A good stealth game is like playing chess; you need to make each move count, recognise and counter your opponent’s movements and strategies, and successfully pull off a checkmate before your chances are up. Okay, well, maybe chess requires a bit more intellect and strategy, but sneaky video games put my brain to work regardless, and I find that to be one of the most satisfying types of puzzles in games.

You probably wouldn’t think of stealth when someone mentions puzzle games, and that’s fair; it’s an entirely different genre. However, the more time I spend sneaking around in the shadows, watching patrols and shifts carefully, scoping out opportunities in the environment, the more I realize it’s all just one big puzzle. And no amount of dial turning or keypad combinations is going to give me the same level of accomplishment.

The Talos Principle? The Talos Invisible. The Witness? No Witness. Inside?
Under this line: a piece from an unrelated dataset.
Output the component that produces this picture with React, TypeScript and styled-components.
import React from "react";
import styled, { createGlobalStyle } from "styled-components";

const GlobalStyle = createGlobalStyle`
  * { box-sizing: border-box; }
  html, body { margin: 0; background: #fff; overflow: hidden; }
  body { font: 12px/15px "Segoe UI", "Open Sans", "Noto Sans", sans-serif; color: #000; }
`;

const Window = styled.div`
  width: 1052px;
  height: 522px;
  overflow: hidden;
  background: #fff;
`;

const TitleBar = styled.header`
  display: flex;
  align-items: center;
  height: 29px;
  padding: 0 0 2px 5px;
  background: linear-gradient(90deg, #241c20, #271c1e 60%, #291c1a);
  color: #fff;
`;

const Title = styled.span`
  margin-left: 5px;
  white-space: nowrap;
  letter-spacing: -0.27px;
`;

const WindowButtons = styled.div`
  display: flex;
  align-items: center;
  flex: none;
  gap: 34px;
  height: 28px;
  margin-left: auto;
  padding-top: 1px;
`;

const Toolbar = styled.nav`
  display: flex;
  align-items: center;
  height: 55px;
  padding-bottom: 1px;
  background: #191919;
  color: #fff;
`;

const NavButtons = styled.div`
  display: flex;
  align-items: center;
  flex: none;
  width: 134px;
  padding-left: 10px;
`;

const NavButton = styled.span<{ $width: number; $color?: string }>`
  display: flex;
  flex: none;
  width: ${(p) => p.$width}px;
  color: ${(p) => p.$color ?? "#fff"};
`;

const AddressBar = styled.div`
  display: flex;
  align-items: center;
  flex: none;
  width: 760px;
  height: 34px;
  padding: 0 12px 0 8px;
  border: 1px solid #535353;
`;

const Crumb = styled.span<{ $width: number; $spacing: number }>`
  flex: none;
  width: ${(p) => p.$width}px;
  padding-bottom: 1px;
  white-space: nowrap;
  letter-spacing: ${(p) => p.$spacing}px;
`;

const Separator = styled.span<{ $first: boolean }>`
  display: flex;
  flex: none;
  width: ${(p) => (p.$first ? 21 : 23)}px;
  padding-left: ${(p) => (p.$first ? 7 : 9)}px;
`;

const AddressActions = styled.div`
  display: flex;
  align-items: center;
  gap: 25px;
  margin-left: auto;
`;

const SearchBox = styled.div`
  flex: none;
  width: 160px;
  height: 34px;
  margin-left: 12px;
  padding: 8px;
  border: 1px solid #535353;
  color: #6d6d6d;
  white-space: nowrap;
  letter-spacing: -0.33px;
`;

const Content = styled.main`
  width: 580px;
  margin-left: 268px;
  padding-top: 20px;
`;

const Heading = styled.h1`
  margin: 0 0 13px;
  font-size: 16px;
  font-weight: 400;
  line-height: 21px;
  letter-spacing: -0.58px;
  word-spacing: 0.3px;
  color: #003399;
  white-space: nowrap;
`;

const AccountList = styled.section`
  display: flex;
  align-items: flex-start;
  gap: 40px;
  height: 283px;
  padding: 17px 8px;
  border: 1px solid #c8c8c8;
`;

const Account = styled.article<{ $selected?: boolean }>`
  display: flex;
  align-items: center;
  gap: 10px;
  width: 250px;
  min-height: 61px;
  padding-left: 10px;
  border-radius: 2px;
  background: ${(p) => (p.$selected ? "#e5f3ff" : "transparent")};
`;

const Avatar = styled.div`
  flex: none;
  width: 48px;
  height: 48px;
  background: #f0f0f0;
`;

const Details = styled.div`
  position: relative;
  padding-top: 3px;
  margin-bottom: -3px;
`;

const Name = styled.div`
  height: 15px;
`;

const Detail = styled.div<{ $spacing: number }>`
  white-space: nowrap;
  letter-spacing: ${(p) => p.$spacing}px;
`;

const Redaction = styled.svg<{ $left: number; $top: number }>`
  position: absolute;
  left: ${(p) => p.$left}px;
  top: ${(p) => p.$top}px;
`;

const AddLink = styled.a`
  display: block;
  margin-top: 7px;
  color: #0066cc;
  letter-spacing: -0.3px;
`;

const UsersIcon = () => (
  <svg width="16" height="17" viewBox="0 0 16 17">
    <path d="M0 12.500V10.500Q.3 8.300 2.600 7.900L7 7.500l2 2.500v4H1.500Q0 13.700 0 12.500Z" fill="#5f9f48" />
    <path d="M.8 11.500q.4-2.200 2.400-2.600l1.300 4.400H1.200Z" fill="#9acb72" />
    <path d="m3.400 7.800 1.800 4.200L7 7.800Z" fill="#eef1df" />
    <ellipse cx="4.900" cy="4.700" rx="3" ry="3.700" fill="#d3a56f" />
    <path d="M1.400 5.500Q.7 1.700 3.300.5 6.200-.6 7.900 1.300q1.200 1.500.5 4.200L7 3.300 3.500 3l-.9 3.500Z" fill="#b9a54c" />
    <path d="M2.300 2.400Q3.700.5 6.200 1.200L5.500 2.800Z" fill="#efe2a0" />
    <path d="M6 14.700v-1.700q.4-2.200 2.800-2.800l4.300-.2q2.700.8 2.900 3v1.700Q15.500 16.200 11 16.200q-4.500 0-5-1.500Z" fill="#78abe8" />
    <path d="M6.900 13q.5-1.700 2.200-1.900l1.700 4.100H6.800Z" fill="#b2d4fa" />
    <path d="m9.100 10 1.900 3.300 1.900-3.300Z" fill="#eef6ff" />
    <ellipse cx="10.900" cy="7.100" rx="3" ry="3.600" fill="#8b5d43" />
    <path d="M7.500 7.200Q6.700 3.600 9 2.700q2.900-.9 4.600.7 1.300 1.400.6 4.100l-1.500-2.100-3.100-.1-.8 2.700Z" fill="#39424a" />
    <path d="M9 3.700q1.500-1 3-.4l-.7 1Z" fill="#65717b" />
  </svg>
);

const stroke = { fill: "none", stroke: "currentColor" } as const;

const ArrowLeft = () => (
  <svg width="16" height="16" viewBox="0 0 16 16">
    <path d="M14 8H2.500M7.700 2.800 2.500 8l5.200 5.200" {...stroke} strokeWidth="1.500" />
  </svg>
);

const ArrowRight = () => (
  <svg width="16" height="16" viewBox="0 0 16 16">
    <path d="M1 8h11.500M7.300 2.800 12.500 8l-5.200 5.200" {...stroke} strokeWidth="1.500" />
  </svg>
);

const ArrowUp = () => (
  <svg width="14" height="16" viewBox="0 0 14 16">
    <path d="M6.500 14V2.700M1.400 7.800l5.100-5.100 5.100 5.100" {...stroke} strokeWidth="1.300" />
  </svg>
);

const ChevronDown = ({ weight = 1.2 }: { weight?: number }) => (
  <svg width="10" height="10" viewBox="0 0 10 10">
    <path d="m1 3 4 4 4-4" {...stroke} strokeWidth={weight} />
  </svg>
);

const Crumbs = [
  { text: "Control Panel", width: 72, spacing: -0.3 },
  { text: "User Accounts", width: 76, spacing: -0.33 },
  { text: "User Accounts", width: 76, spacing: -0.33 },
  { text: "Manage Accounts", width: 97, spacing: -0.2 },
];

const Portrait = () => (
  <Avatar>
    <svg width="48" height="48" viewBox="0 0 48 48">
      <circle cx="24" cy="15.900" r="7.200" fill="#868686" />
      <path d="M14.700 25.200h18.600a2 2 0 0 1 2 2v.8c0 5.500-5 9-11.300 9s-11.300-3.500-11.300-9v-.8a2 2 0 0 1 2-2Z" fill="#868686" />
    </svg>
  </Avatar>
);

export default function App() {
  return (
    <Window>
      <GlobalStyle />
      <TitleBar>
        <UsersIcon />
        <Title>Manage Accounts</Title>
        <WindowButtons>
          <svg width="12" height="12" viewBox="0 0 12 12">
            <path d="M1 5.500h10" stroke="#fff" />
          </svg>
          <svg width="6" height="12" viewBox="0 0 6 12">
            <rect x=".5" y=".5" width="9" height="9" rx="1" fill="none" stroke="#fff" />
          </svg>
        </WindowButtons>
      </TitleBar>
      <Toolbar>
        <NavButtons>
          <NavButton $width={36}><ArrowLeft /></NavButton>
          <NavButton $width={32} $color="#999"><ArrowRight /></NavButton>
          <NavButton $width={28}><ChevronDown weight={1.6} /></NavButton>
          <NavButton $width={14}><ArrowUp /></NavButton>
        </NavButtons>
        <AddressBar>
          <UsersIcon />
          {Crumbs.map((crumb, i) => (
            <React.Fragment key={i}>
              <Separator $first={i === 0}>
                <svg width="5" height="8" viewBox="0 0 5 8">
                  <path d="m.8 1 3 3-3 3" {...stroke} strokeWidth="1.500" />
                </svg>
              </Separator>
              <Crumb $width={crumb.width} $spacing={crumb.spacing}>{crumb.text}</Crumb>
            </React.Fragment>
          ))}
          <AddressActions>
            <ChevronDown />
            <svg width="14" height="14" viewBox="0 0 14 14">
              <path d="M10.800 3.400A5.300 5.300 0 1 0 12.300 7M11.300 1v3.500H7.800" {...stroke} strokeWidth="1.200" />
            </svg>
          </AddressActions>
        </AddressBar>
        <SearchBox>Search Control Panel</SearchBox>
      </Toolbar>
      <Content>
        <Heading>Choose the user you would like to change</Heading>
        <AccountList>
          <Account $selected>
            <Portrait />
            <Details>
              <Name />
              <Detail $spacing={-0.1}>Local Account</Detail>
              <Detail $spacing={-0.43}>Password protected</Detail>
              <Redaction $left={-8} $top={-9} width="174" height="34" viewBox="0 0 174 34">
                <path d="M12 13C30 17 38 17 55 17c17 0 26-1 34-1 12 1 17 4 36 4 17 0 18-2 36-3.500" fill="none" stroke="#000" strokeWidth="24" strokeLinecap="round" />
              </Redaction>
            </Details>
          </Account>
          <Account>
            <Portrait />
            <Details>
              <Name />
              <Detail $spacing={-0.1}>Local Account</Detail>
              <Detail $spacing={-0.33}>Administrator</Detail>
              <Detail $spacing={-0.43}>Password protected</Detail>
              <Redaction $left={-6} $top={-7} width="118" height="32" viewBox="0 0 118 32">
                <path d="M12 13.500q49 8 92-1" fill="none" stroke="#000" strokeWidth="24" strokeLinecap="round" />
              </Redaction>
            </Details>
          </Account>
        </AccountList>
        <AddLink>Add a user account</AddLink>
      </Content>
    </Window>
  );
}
Inside, except you have no idea that I’m here.

The Stealth Tactics Genre

The fight at the church in Desperados 3.

First off, the core example of this idea comes from stealth tactics games. I’m particularly a fan of titles from Mimimi Games, such as Shadow Tactics: Blades of the Shogun, Desperados 3, and Shadow Gambit: The Cursed Crew. Each game, based around feudal Japan, the Wild West, and supernatural piracy, respectively, has you control a team of characters as you carry out objectives with stealth as the primary goal.

Unfortunately, Mimimi Games announced its closure in August 2023, less than two weeks after the launch of Shadow Gambit.

Each character has unique abilities, and the games require you to survey enemies’ patrol routes, carry out simultaneous actions with your crew, and often encourage you to quicksave as you experiment with your approaches. Many of these things would be familiar to fans of the classic RTS genre, but my experience with each of these games in particular is what drew me in.

With this level of strategy and the means to quickly revert saves should something not work out the way you expected, I can’t help but feel like I’m playing a puzzle game with each title. I would spend multiple hours on some of these levels, as the sandbox structure and multiple objectives would give me many ideas and opportunities, but few in which things could be pulled off without a hitch. In my determination to pull it off, I would sit back, watch, think, plot, and try to solve the puzzle in my head. Once things clicked, I could watch as my solution filled me with accomplishment, and move on to the next puzzle level.

Stealth In Regular Games

Agent 47 holding a Silverballer in key art for Hitman: World of Assassination.

Puzzling your way through stealth doesn’t start and end with stealth tactics, though. If a game can do stealth well, then it’ll become a puzzle naturally, and I find that’s what I enjoy most – and why I enjoy stealth in the first place.

Recently, as I’ve been making my way through Death Stranding 2, I’ve been playing around with the tools I’m given when setting out to tackle a large enemy outpost. Not only is the puzzle in how I take out the enemies with no alarm or direct combat, but also in what equipment I take with me, making sure not to carry too much. It all adds to the feeling that I’m solving something ahead of me, taking the extra time to tackle it carefully and methodically.

Then I look at other games such as Uncharted or the more recent Indiana Jones and the Great Circle; both of these games are about treasure hunters, and in turn, offer plenty of traditional puzzles to solve. However, both titles also offer plentiful combat, with which comes no shortage of stealthy options. If you lean into these opportunities, it suddenly turns these action-adventure games into puzzle-adventure games, despite them already offering the classic definition of puzzles.

Even the Hitman series is a puzzle sandbox based around stealth, with multiple methods and outcomes available to you.

I look back at all of these games and realise how much time I spent plotting and planning, figuring out the perfect execution for my objectives, and trying things over and over again. Turns out, in almost every case, I remember all that much more than I remember the actual puzzles I solved.